La Sicile respirait à peine que les esclaves reprennent les armes, non plus sous un Syrien, mais sous un Cilicien. Le pâtre Athénion, après avoir assassiné son maître, délivre de prison ses compagnons d’esclavage, et les range sous ses enseignes. Revêtu d’une robe de pourpre, un sceptre d’argent à la main, et le front ceint du bandeau royal, il rassemble une armée non moins nombreuse que celle de son fanatique prédécesseur, et, comme pour le venger, il se livre à de bien plus cruelles violences, pille les hameaux, les forteresses et les villes, se montre impitoyable envers les maîtres, et surtout envers les esclaves qu’il traite comme des transfuges. Il battit aussi des armées prétoriennes ; il prit le camp de Servilius, il prit celui de Lucullus. Mais Aquilius, à l’exemple de Perperna, réduisit cet ennemi à l’extrémité en lui coupant les vivres, et détruisit sans peine, par la famine, des troupes que leurs armes eussent longtemps défendues. Elles se seraient rendues si la crainte des supplices ne leur eût fait préférer une mort volontaire.

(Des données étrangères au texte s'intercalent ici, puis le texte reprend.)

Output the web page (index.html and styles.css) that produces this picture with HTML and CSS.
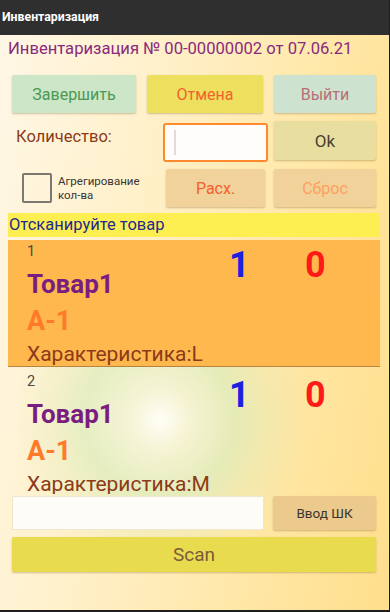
FILE: index.html
```html
<!DOCTYPE html>
<html lang="ru">
<head>
<meta charset="utf-8">
<link rel="stylesheet" href="styles.css">
</head>
<body>
<div class="app">
  <div class="titlebar">Инвентаризация</div>
  <div class="screen">
    <div class="doc-title">Инвентаризация № 00-00000002 от 07.06.21</div>
    <div class="row row-actions">
      <button class="btn btn-finish">Завершить</button>
      <button class="btn btn-cancel">Отмена</button>
      <button class="btn btn-exit">Выйти</button>
    </div>
    <div class="row row-qty">
      <div class="qty-label">Количество:</div>
      <div class="qty-input"><span class="caret"></span></div>
      <button class="btn btn-ok">Ok</button>
    </div>
    <div class="row row-agg">
      <div class="agg">
        <span class="checkbox"></span>
        <span class="agg-label">Агрегирование<br>кол-ва</span>
      </div>
      <button class="btn btn-tan btn-exp">Расх.</button>
      <button class="btn btn-tan btn-reset">Сброс</button>
    </div>
    <div class="prompt">Отсканируйте товар</div>
    <div class="list">
      <div class="item item-active">
        <div class="item-head">
          <div class="item-num">1</div>
          <div class="item-qty">1</div>
          <div class="item-diff">0</div>
        </div>
        <div class="item-name">Товар1</div>
        <div class="item-cell">А-1</div>
        <div class="item-char">Характеристика:L</div>
      </div>
      <div class="item">
        <div class="item-head">
          <div class="item-num">2</div>
          <div class="item-qty">1</div>
          <div class="item-diff">0</div>
        </div>
        <div class="item-name">Товар1</div>
        <div class="item-cell">А-1</div>
        <div class="item-char">Характеристика:M</div>
      </div>
    </div>
    <div class="row row-barcode">
      <div class="barcode-input"></div>
      <button class="btn btn-tan btn-enter">Ввод ШК</button>
    </div>
    <button class="btn btn-scan">Scan</button>
  </div>
</div>
</body>
</html>
```

FILE: styles.css
```css
* { box-sizing: border-box; }
html, body {
  margin: 0;
  padding: 0;
  width: 390px;
  height: 612px;
  background: #1e1e1e;
  overflow: hidden;
  font-family: Roboto, "Noto Sans", sans-serif;
}
.app {
  width: 389px;
  height: 610px;
  display: flex;
  flex-direction: column;
  overflow: hidden;
}
.titlebar {
  height: 35px;
  flex: none;
  background: #2f2f2f;
  color: #ffffff;
  font-weight: bold;
  font-size: 12.3px;
  line-height: 35px;
  padding-left: 2px;
}
.screen {
  flex: 1;
  display: flex;
  flex-direction: column;
  background:
    radial-gradient(circle at 160px 385px, rgba(255,255,250,0.95) 0px, rgba(242,246,220,0.75) 30px, rgba(212,236,188,0.6) 75px, rgba(222,236,185,0.3) 110px, rgba(230,235,190,0.0) 150px),
    linear-gradient(100deg, #fff7e6 0%, #fff0c8 35%, #ffe7a6 70%, #ffdf8c 100%);
  overflow: hidden;
}
.doc-title {
  color: #8a2a7c;
  font-size: 16.6px;
  line-height: 22px;
  padding: 3px 0 0 8px;
  height: 40px;
  white-space: nowrap;
}
.row {
  display: flex;
  align-items: center;
}
.btn {
  font-family: Roboto, "Noto Sans", sans-serif;
  border: none;
  border-radius: 2px;
  padding: 0;
  font-size: 16px;
  box-shadow: 0 1px 2px rgba(120, 90, 40, 0.35);
  display: flex;
  align-items: center;
  justify-content: center;
}
.row-actions {
  padding-left: 12px;
  gap: 11px;
  height: 38px;
}
.row-actions .btn { height: 38px; }
.btn-finish { width: 124px; background: #cde6c8; color: #4a9a52; }
.btn-cancel { width: 116px; background: #ede05e; color: #f4602e; }
.btn-exit { width: 102px; background: #cde2cf; color: #b86e76; }

.row-qty {
  margin-top: 8px;
  height: 41px;
  align-items: flex-start;
}
.qty-label {
  width: 163px;
  padding-left: 16px;
  padding-top: 6px;
  color: #8c3a18;
  font-size: 16.5px;
}
.qty-input {
  width: 105px;
  height: 39px;
  margin-top: 2px;
  border: 2px solid #ff8a2e;
  border-radius: 3px;
  background: #fffdfb;
  position: relative;
}
.caret {
  position: absolute;
  left: 9px;
  top: 5px;
  width: 2px;
  height: 25px;
  background: #e4d8dc;
}
.btn-ok {
  margin-left: 6px;
  width: 102px;
  height: 39px;
  background: #e7dea0;
  color: #4a4030;
  font-size: 17px;
}
.row-agg {
  margin-top: 7px;
  height: 38px;
}
.agg {
  width: 166px;
  display: flex;
  align-items: center;
  padding-left: 22px;
}
.checkbox {
  width: 30px;
  height: 30px;
  border: 2px solid #7c7872;
  border-radius: 2px;
  flex: none;
}
.agg-label {
  margin-left: 6px;
  font-size: 11.5px;
  line-height: 14px;
  color: #3a3530;
}
.btn-tan { background: #f0d29a; }
.row-agg .btn { height: 38px; }
.btn-exp { width: 99px; color: #f4602e; }
.btn-reset { width: 102px; margin-left: 9px; color: #ffa05e; }

.prompt {
  margin: 6px 9px 0 8px;
  height: 24px;
  background: #fdef52;
  color: #1e2a8c;
  font-size: 16.5px;
  line-height: 24px;
  padding-left: 1px;
  flex: none;
}
.list {
  margin: 3px 9px 0 8px;
  height: 254px;
  flex: none;
  overflow: hidden;
}
.item {
  height: 127px;
  margin-bottom: 3px;
  padding-left: 19px;
}
.item-active {
  background: #ffb84e;
  border-bottom: 1px solid #b88444;
}
.item-head {
  display: flex;
  height: 24px;
  padding-top: 4px;
}
.item-num {
  width: 202px;
  font-size: 14.5px;
  line-height: 16px;
  color: #4a4a4a;
}
.item-qty, .item-diff {
  font-size: 36px;
  font-weight: bold;
  line-height: 30px;
  margin-top: 6px;
}
.item-qty { width: 76px; color: #1a22e0; }
.item-diff { color: #ff1a1a; }
.item-name {
  font-size: 26px;
  font-weight: bold;
  color: #7a1d80;
  line-height: 38px;
  margin-top: 1px;
}
.item-cell {
  font-size: 27px;
  font-weight: bold;
  color: #ff7a2a;
  line-height: 36px;
}
.item-char {
  font-size: 21px;
  color: #8c3a18;
  line-height: 26px;
  margin-top: 2px;
}
.row-barcode {
  margin-top: 2px;
  padding-left: 12px;
  height: 34px;
  flex: none;
}
.barcode-input {
  width: 252px;
  height: 34px;
  background: #fdfcf7;
  border: 1px solid #efe6cf;
}
.btn-enter {
  width: 103px;
  height: 34px;
  margin-left: 9px;
  color: #3a3530;
  font-size: 13.5px;
  background: #ecc98c;
}
.btn-scan {
  margin: 7px 0 0 12px;
  width: 364px;
  height: 35px;
  flex: none;
  background: #e8dc4e;
  color: #7b5a3e;
  font-size: 19px;
}
```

On ne put même infliger à leur chef aucun supplice, quoiqu’il fût tombé en notre pouvoir. Une foule de soldats s’efforçant de saisir cette proie, il fut, dans la lutte, déchiré entre leurs mains.

XXI. — Guerre contre Spartacus. — (An de Rome 680-682.) — Peut-être encore supporterait-on la honte d’avoir pris les armes contre des esclaves ; car, si la fortune les a exposés à tous les outrages, ils sont du moins comme une seconde espèce d’hommes que nous pouvons même associer aux avantages de notre liberté ! Mais quel nom donnerai-je à la guerre qu’alluma Spartacus ? je ne le sais. Car on vit des esclaves combattre, et des gladiateurs commander, les premiers, nés dans une condition infime, les seconds, condamnés à la pire de toutes : ces étranges ennemis ajoutèrent au désastre le ridicule.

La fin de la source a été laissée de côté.